#### [WHAT IS BEING ASKED]
Pictures stay out of the copy. Please reproduce only the lines between the one holding "Convert this screenshot" and the one holding "export default App;", inclusive.

[LISTED RECORDS start]

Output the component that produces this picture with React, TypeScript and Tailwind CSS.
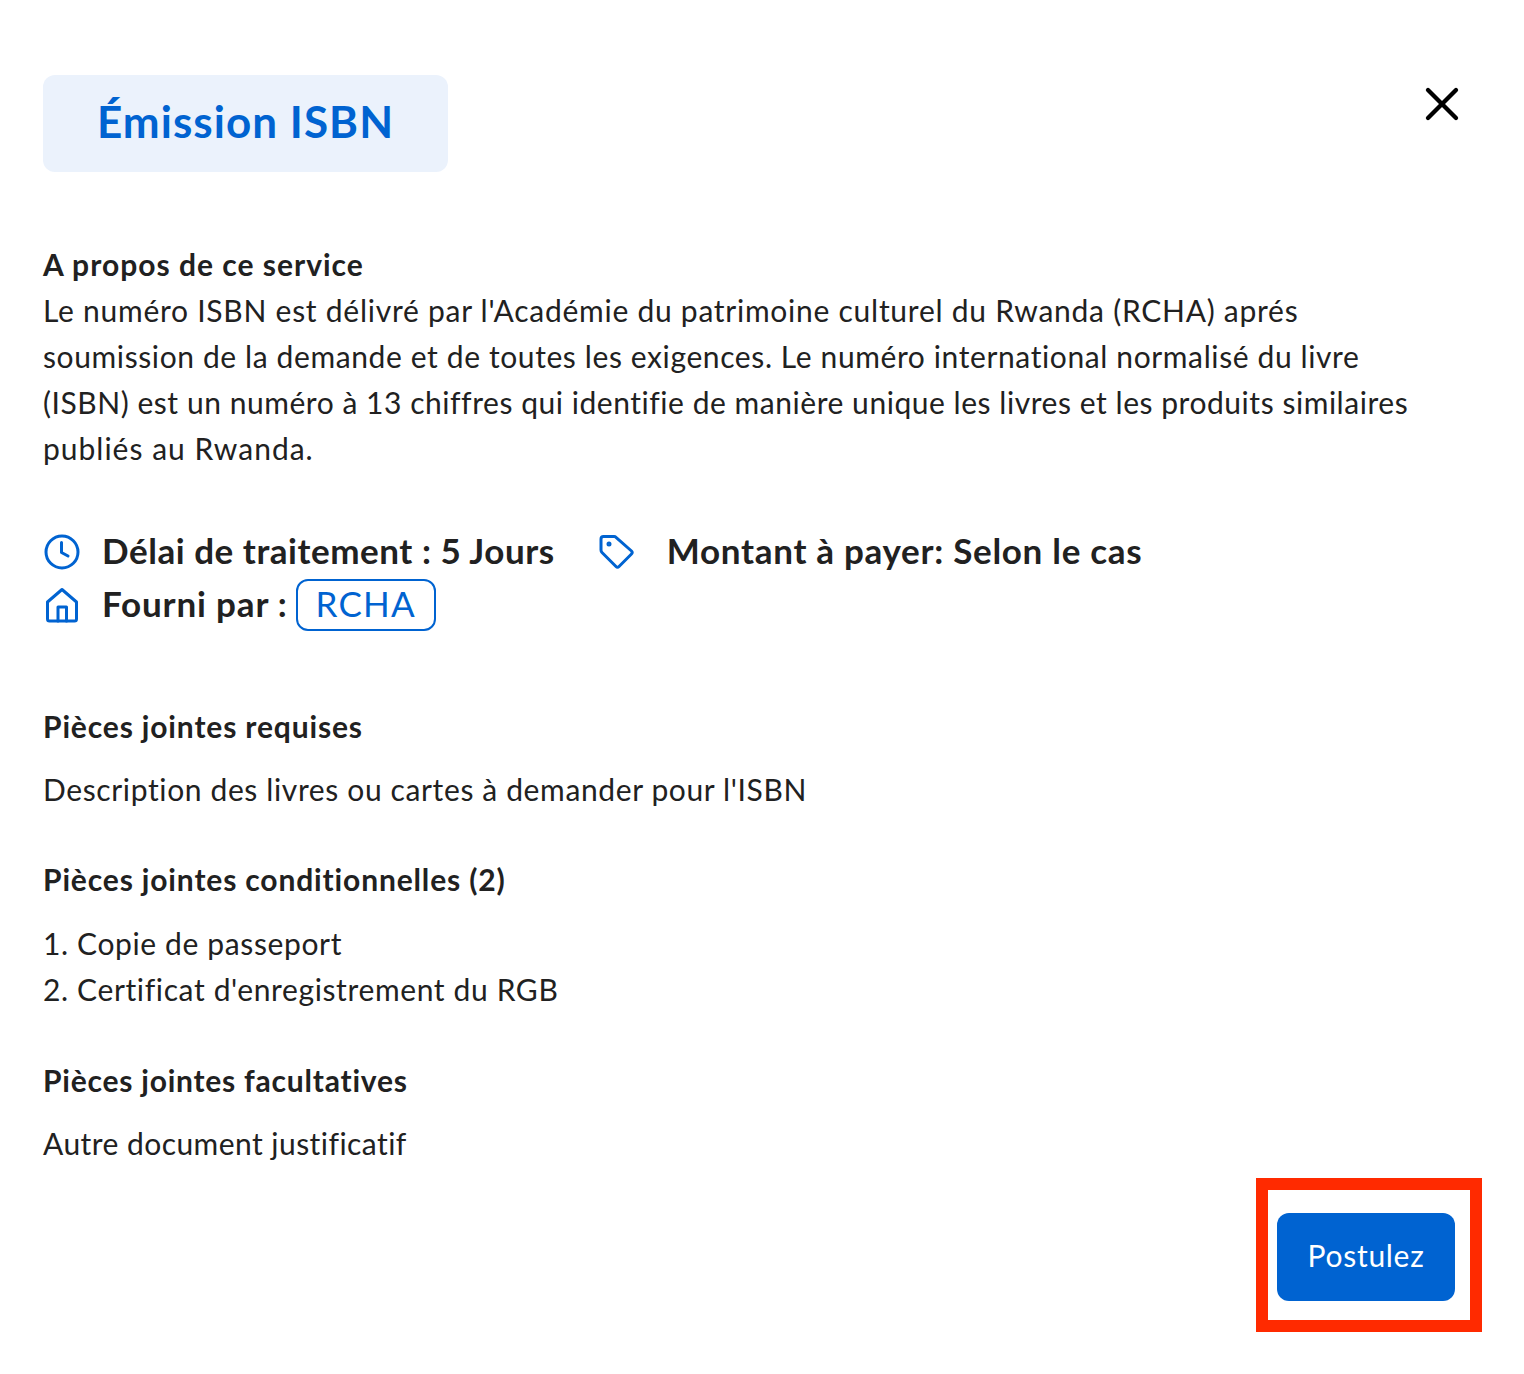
import { X } from "lucide-react";

function ClockIcon() {
  return (
    <svg className="mt-[2px]" width="38" height="38" viewBox="0 0 38 38" fill="none" stroke="#0063d1" strokeWidth="3" strokeLinecap="round" strokeLinejoin="round">
      <circle cx="19" cy="19" r="16" />
      <path d="M18.500 9.500V19.500L25 23" />
    </svg>
  );
}

function TagIcon() {
  return (
    <svg className="mt-[2px]" width="38" height="38" viewBox="0 0 38 38" fill="none" stroke="#0063d1" strokeWidth="3" strokeLinecap="round" strokeLinejoin="round">
      <path d="M3 6C3 4.500 4 3.500 5.500 3.500H16C17 3.500 17.500 3.800 18 4.300L33.500 18C34.500 19 34.500 20 33.500 21L21 33.500C20 34.500 19 34.500 18 33.500L4 19.500C3.300 18.800 3 18 3 17Z" />
      <circle cx="11" cy="11" r="1" fill="#0063d1" />
    </svg>
  );
}

function HomeIcon() {
  return (
    <svg className="mt-[2px]" width="38" height="38" viewBox="0 0 38 38" fill="none" stroke="#0063d1" strokeWidth="3" strokeLinecap="round" strokeLinejoin="round">
      <path d="M4.500 16L19 3.500L33.500 16V33C33.500 34.500 33 35 31.500 35H6.500C5 35 4.500 34.500 4.500 33Z" />
      <path d="M15 35V21H23.500V35" />
    </svg>
  );
}

export default function App() {
  return (
    <div className="h-[1374px] w-[1524px] bg-white pl-[43px] pr-[54px] pt-[75px] font-['Lato',sans-serif] text-[#212121]">
      <div className="flex items-start justify-between">
        <div className="flex h-[97px] w-[405px] items-center justify-center rounded-xl bg-[#ebf2fc] pb-[5px] text-[44px] font-bold tracking-[1.05px] text-[#0063d1]">
          Émission ISBN
        </div>
        <X size={56} strokeWidth={1.85} color="#000" className="mt-px" />
      </div>

      <div className="mt-[69px] text-[30px] leading-[46px]">
        <p className="font-bold tracking-[1px]">A propos de ce service</p>
        <p>
          <span className="block tracking-[0.74px]">Le numéro ISBN est délivré par l'Académie du patrimoine culturel du Rwanda (RCHA) aprés</span>
          <span className="block tracking-[0.61px]">soumission de la demande et de toutes les exigences. Le numéro international normalisé du livre</span>
          <span className="block tracking-[0.54px]">(ISBN) est un numéro à 13 chiffres qui identifie de manière unique les livres et les produits similaires</span>
          <span className="block tracking-[1px]">publiés au Rwanda.</span>
        </p>
      </div>

      <div className="mt-[53px] text-[35px] font-bold leading-[53px] tracking-[0.5px]">
        <div className="flex items-center">
          <ClockIcon />
          <span className="ml-[21px] tracking-[0.54px]">Délai de traitement : 5 Jours</span>
          <span className="ml-[43px]"><TagIcon /></span>
          <span className="ml-[31px] tracking-[0.7px]">Montant à payer: Selon le cas</span>
        </div>
        <div className="flex h-[53px] items-center">
          <HomeIcon />
          <span className="ml-[21px] tracking-[0.83px]">Fourni par :</span>
          <span className="ml-[8px] mt-[2px] flex h-[52px] w-[140px] items-center justify-center rounded-xl border-2 border-[#0063d1] pb-[2px] font-normal tracking-[1.25px] text-[#0063d1]">
            RCHA
          </span>
        </div>
      </div>

      <div className="mt-[73px] text-[30px] leading-[46px] tracking-[0.63px]">
        <h3 className="font-bold tracking-[0.85px]">Pièces jointes requises</h3>
        <p className="mt-[17px]">Description des livres ou cartes à demander pour l'ISBN</p>
        <h3 className="mt-[44px] font-bold tracking-[0.85px]">Pièces jointes conditionnelles (2)</h3>
        <ol className="mt-[18px]">
          <li>1. Copie de passeport</li>
          <li>2. Certificat d'enregistrement du RGB</li>
        </ol>
        <h3 className="mt-[45px] font-bold tracking-[0.77px]">Pièces jointes facultatives</h3>
        <p className="mt-[17px] tracking-[0.45px]">Autre document justificatif</p>
      </div>

      <div className="mt-[47px] flex justify-end pr-[15px]">
        <div className="relative">
          <button className="h-[88px] w-[178px] rounded-xl bg-[#0063d1] pb-[4px] text-[30px] tracking-[0.7px] text-white">Postulez</button>
          <div className="absolute -bottom-[31px] -left-[21px] -right-[27px] -top-[35px] border-[12px] border-[#ff2a00]" />
        </div>
      </div>
    </div>
  );
}
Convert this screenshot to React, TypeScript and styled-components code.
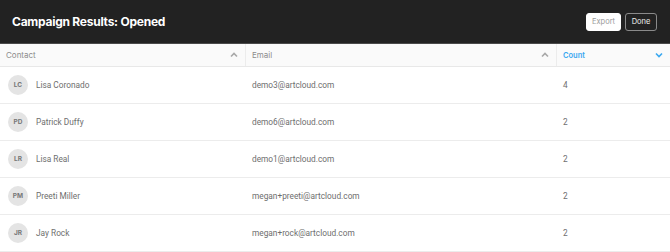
import React from "react";
import styled, { createGlobalStyle } from "styled-components";

const GlobalStyle = createGlobalStyle`
  body {
    margin: 0;
    background: #ffffff;
    font-family: Inter, "Liberation Sans", sans-serif;
  }
`;

type Row = { initials: string; name: string; email: string; count: number };

const rows: Row[] = [
  { initials: "LC", name: "Lisa Coronado", email: "demo3@artcloud.com", count: 4 },
  { initials: "PD", name: "Patrick Duffy", email: "demo6@artcloud.com", count: 2 },
  { initials: "LR", name: "Lisa Real", email: "demo1@artcloud.com", count: 2 },
  { initials: "PM", name: "Preeti Miller", email: "megan+preeti@artcloud.com", count: 2 },
  { initials: "JR", name: "Jay Rock", email: "megan+rock@artcloud.com", count: 2 },
];

const Chevron = ({ down, color }: { down?: boolean; color: string }) => (
  <svg width="8" height="6" viewBox="0 0 8 6">
    <path
      d={down ? "M1 1.5 L4 4.5 L7 1.5" : "M1 4.5 L4 1.5 L7 4.5"}
      fill="none"
      stroke={color}
      strokeWidth="1.6"
    />
  </svg>
);

const App = () => {
  return (
    <Page>
      <GlobalStyle />
      <TopBar>
        <Title>Campaign Results: Opened</Title>
        <Actions>
          <Button variant="light">Export</Button>
          <Button variant="dark">Done</Button>
        </Actions>
      </TopBar>
      <Table>
        <HeadRow>
          <HeadCell>
            <span>Contact</span>
            <Chevron color="#a8a8a8" />
          </HeadCell>
          <HeadCell>
            <span>Email</span>
            <Chevron color="#a8a8a8" />
          </HeadCell>
          <HeadCell active>
            <span>Count</span>
            <Chevron down color="#3aa8f0" />
          </HeadCell>
        </HeadRow>
        {rows.map((r) => (
          <BodyRow key={r.email}>
            <Cell>
              <Avatar>{r.initials}</Avatar>
              <Name>{r.name}</Name>
            </Cell>
            <Cell>{r.email}</Cell>
            <Cell>{r.count}</Cell>
          </BodyRow>
        ))}
      </Table>
    </Page>
  );
};

export default App;

const Page = styled.div`
  width: 670px;
  height: 252px;
  overflow: hidden;
`;

const TopBar = styled.div`
  height: 43px;
  background: #222222;
  border-bottom: 1px solid #4a4a4a;
  display: flex;
  align-items: center;
  justify-content: space-between;
  padding: 0 13px 0 12px;
`;

const Title = styled.h1`
  margin: 0;
  font-size: 12px;
  font-weight: 700;
  color: #ffffff;
  letter-spacing: -0.25px;
`;

const Actions = styled.div`
  display: flex;
  gap: 4px;
`;

const Button = styled.button<{ variant: "light" | "dark" }>`
  height: 18px;
  padding: 0 4px;
  min-width: ${(p) => (p.variant === "light" ? "35px" : "32px")};
  border-radius: 3px;
  font-family: Inter, "Liberation Sans", sans-serif;
  font-size: 7.5px;
  cursor: pointer;
  border: 1px solid ${(p) => (p.variant === "light" ? "#ffffff" : "#8a8a8a")};
  background: ${(p) => (p.variant === "light" ? "#ffffff" : "#222222")};
  color: ${(p) => (p.variant === "light" ? "#9a9a9a" : "#f0f0f0")};
`;

const Table = styled.div`
  display: flex;
  flex-direction: column;
`;

const Grid = styled.div`
  display: grid;
  grid-template-columns: 246px 311px 1fr;
`;

const HeadRow = styled(Grid)`
  height: 22px;
  background: #fafafa;
  border-bottom: 1px solid #e8e8e8;
`;

const HeadCell = styled.div<{ active?: boolean }>`
  display: flex;
  align-items: center;
  justify-content: space-between;
  padding: 0 7px 0 6px;
  font-size: ${(p) => (p.active ? "7.5px" : "8px")};
  font-weight: ${(p) => (p.active ? 600 : 400)};
  color: ${(p) => (p.active ? "#3aa8f0" : "#8c8c8c")};
  border-right: ${(p) => (p.active ? "none" : "1px solid #ececec")};
`;

const BodyRow = styled(Grid)`
  height: 36px;
  border-bottom: 1px solid #ececec;
`;

const Cell = styled.div`
  display: flex;
  align-items: center;
  padding: 0 6px;
  font-family: Roboto, "Liberation Sans", sans-serif;
  font-size: 8.3px;
  color: #6e6e6e;
`;

const Avatar = styled.div`
  width: 20px;
  height: 20px;
  border-radius: 50%;
  background: #e4e4e4;
  color: #777777;
  font-family: Inter, "Liberation Sans", sans-serif;
  font-size: 6.5px;
  font-weight: 700;
  display: flex;
  align-items: center;
  justify-content: center;
  margin-left: 2px;
  flex: 0 0 auto;
`;

const Name = styled.span`
  margin-left: 8px;
`;
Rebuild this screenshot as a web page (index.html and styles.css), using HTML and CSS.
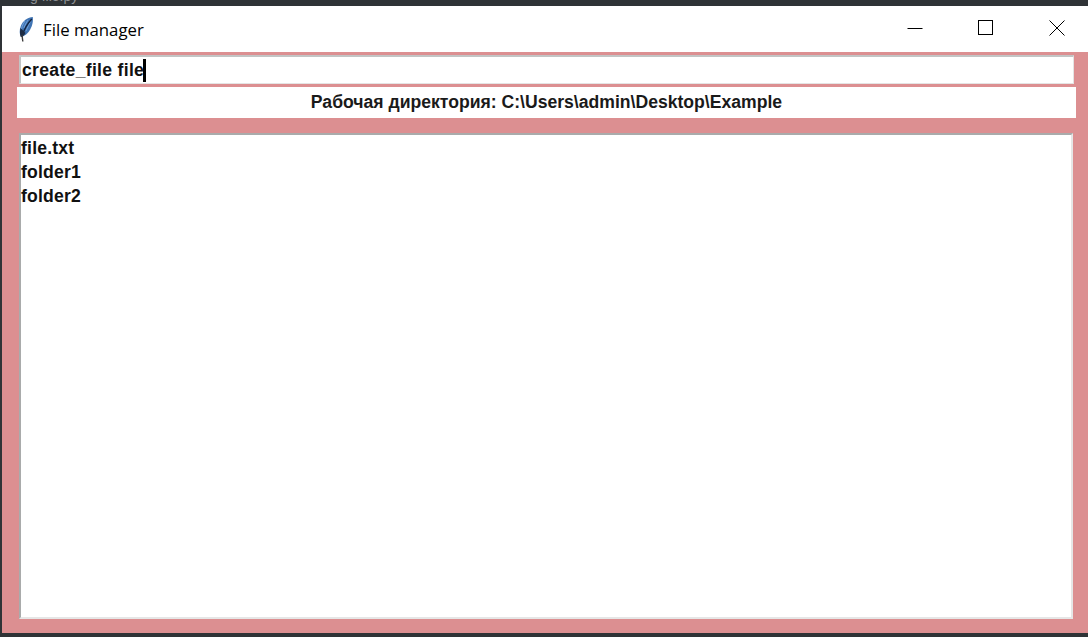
FILE: index.html
```html
<!DOCTYPE html>
<html lang="ru">
<head>
<meta charset="utf-8">
<title>File manager</title>
<link rel="stylesheet" href="styles.css">
</head>
<body>
<div class="topstrip"><span class="topstrip-text">g file.py</span></div>
<div class="window">
  <header class="titlebar">
    <svg class="feather" width="16" height="26" viewBox="0 0 16 26" aria-hidden="true">
      <path d="M14.800 1 C10 1 5 4.500 2.800 10 C1.300 14 1.300 18 3 21 C8 20 12 15 13.800 10 C14.800 7 15.200 4 14.800 1 Z" fill="#3f74b4"/>
      <path d="M7 5 C5 8 4 10 3.500 13 M10 4 C8 7 7 9 6 12 M13 4 C11 8 10 11 8 15" fill="none" stroke="#6f9fd8" stroke-width="1"/>
      <path d="M13.800 3 C10 7 6.500 12 4.500 19" fill="none" stroke="#12233f" stroke-width="1.400"/>
      <path d="M2.500 12 C1.600 16 2 20 3 21 C5 20.500 6.500 19 7.500 17 Z" fill="#1d2c45"/>
      <path d="M4 19 L4.800 25.500" fill="none" stroke="#3a3a3a" stroke-width="1.400"/>
    </svg>
    <span class="title">File manager</span>
    <div class="controls">
      <svg class="ctl" width="16" height="16" viewBox="0 0 16 16" aria-hidden="true"><path d="M0.500 8.500 H15.500" stroke="#000" fill="none"/></svg>
      <svg class="ctl" width="16" height="16" viewBox="0 0 16 16" aria-hidden="true"><rect x="0.500" y="0.500" width="14" height="14" fill="none" stroke="#000" stroke-width="1"/></svg>
      <svg class="ctl" width="16" height="16" viewBox="0 0 16 16" aria-hidden="true"><path d="M0.500 0.500 L15.500 15.500 M15.500 0.500 L0.500 15.500" stroke="#000" fill="none"/></svg>
    </div>
  </header>
  <main class="client">
    <div class="entry"><span class="entry-text">create_file file</span><span class="caret"></span></div>
    <div class="workdir">Рабочая директория: C:\Users\admin\Desktop\Example</div>
    <ul class="listbox">
      <li>file.txt</li>
      <li>folder1</li>
      <li>folder2</li>
    </ul>
  </main>
</div>
</body>
</html>
```
FILE: styles.css
```css
* { box-sizing: border-box; }
html, body { margin: 0; height: 100%; }
body {
  background: #2f3336;
  overflow: hidden;
  display: flex;
  flex-direction: column;
  padding: 0 0 4px 2px;
  font-family: "Liberation Sans", Arial, sans-serif;
}
.topstrip {
  height: 6px;
  overflow: hidden;
  color: #8d9093;
  font-size: 14px;
  padding-left: 28px;
}
.topstrip-text { display: block; margin-top: -11px; line-height: 14px; }
.window { flex: 1; display: flex; flex-direction: column; min-height: 0; }
.titlebar {
  height: 46px;
  background: #fff;
  display: flex;
  align-items: center;
  padding-left: 16px;
}
.feather { margin-right: 9px; margin-top: -1px; }
.title {
  font-family: "Open Sans", "Noto Sans", sans-serif;
  font-size: 16.8px;
  color: #000;
  margin-top: 1px;
}
.controls {
  margin-left: auto;
  display: flex;
  gap: 55px;
  padding-right: 23px;
  margin-top: -3px;
}
.client {
  flex: 1;
  min-height: 0;
  background: #dc8f91;
  display: flex;
  flex-direction: column;
  padding: 3px 12px 14px 15px;
}
.entry {
  height: 29px;
  margin: 0 2px;
  background: #fff;
  border: 1px solid #e4e4e4;
  border-top: 2px solid #c2c4c4;
  border-left: 2px solid #c2c4c4;
  display: flex;
  align-items: center;
  padding-left: 1px;
  font-weight: bold;
  font-size: 17.6px;
  letter-spacing: 0.3px;
  color: #111;
}
.caret { width: 3px; height: 23px; background: #000; margin-left: -1px; }
.workdir {
  height: 31px;
  margin-top: 3px;
  background: #fff;
  display: flex;
  align-items: center;
  justify-content: center;
  font-weight: bold;
  font-size: 17.6px;
  color: #1a1a1a;
}
.listbox {
  flex: 1;
  min-height: 0;
  margin: 15px 3px 0 2px;
  padding: 1px 0 0 0;
  list-style: none;
  background: #fff;
  border: 2px solid #e6e6e6;
  border-top-color: #a9abab;
  border-left-color: #a9abab;
  font-weight: bold;
  font-size: 17.6px;
  letter-spacing: 0.2px;
  color: #111;
}
.listbox li { height: 24px; line-height: 24px; }
```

[LISTED RECORDS end]

#### [WRITTEN RESPONSE]
Convert this screenshot to React, TypeScript and styled-components code.
import React from "react";
import styled, { createGlobalStyle } from "styled-components";

const GlobalStyle = createGlobalStyle`
  body {
    margin: 0;
    background: #ffffff;
    font-family: Inter, "Liberation Sans", sans-serif;
  }
`;

type Row = { initials: string; name: string; email: string; count: number };

const rows: Row[] = [
  { initials: "LC", name: "Lisa Coronado", email: "demo3@artcloud.com", count: 4 },
  { initials: "PD", name: "Patrick Duffy", email: "demo6@artcloud.com", count: 2 },
  { initials: "LR", name: "Lisa Real", email: "demo1@artcloud.com", count: 2 },
  { initials: "PM", name: "Preeti Miller", email: "megan+preeti@artcloud.com", count: 2 },
  { initials: "JR", name: "Jay Rock", email: "megan+rock@artcloud.com", count: 2 },
];

const Chevron = ({ down, color }: { down?: boolean; color: string }) => (
  <svg width="8" height="6" viewBox="0 0 8 6">
    <path
      d={down ? "M1 1.5 L4 4.5 L7 1.5" : "M1 4.5 L4 1.5 L7 4.5"}
      fill="none"
      stroke={color}
      strokeWidth="1.6"
    />
  </svg>
);

const App = () => {
  return (
    <Page>
      <GlobalStyle />
      <TopBar>
        <Title>Campaign Results: Opened</Title>
        <Actions>
          <Button variant="light">Export</Button>
          <Button variant="dark">Done</Button>
        </Actions>
      </TopBar>
      <Table>
        <HeadRow>
          <HeadCell>
            <span>Contact</span>
            <Chevron color="#a8a8a8" />
          </HeadCell>
          <HeadCell>
            <span>Email</span>
            <Chevron color="#a8a8a8" />
          </HeadCell>
          <HeadCell active>
            <span>Count</span>
            <Chevron down color="#3aa8f0" />
          </HeadCell>
        </HeadRow>
        {rows.map((r) => (
          <BodyRow key={r.email}>
            <Cell>
              <Avatar>{r.initials}</Avatar>
              <Name>{r.name}</Name>
            </Cell>
            <Cell>{r.email}</Cell>
            <Cell>{r.count}</Cell>
          </BodyRow>
        ))}
      </Table>
    </Page>
  );
};

export default App;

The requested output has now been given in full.